For the first time ever we actually consulted one of those consumer reports type periodicals, quite possibly, Consumer Reports to learn which models are the safest, most reliable, best gas mileage, and so on. This notion somehow never occurred to us in the past and our process went something like this:
Malcolm: Look, a sweet-ass Wrangler, chuck a U-Turn. sold! Here’s my money, Shady Mexican Freddy. or
Jillian: charming old Volvo, needed now. we will name him Roger and he will be my Roger. Here’s my money, Creepy Parking Lot Guy.
We were formerly all about style, aesethics, and soul when it came to choosing a vehicle. But car shopping isn’t a Motown Record. You heard it here first. We still very much want what we want, a cool car that reflects who we are and feels age-appropriate. The car that fits our needs and fills our heart with joy is, unsurprisingly, the Subaru Outback. Sometime between when we left in 2006 and now it has become the ubiquitous Yuppie mobile.

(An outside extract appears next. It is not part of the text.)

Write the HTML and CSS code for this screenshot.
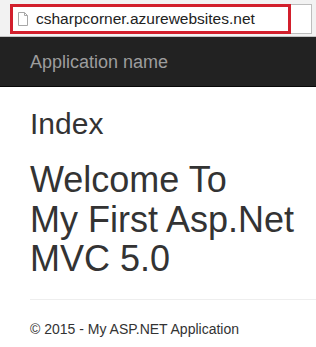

Or maybe it was already popular and we just weren’t seeing it. How on earth did this happen to me?
Lately, we’ve been outside looking in. We’re picking up speed and thinking about square footage. The return might prove more difficult but in the planning it’s just as fun. Dropping out was a grand plan and we are enjoying all the freedoms with a delicious sense of impending change. When we abandoned home and jettisoned possessions it was with the hope of roaming free and eventually growing up. With a coarse set on a more regular adventure I wonder if with this car we can start to fit back in, if that is even what we want.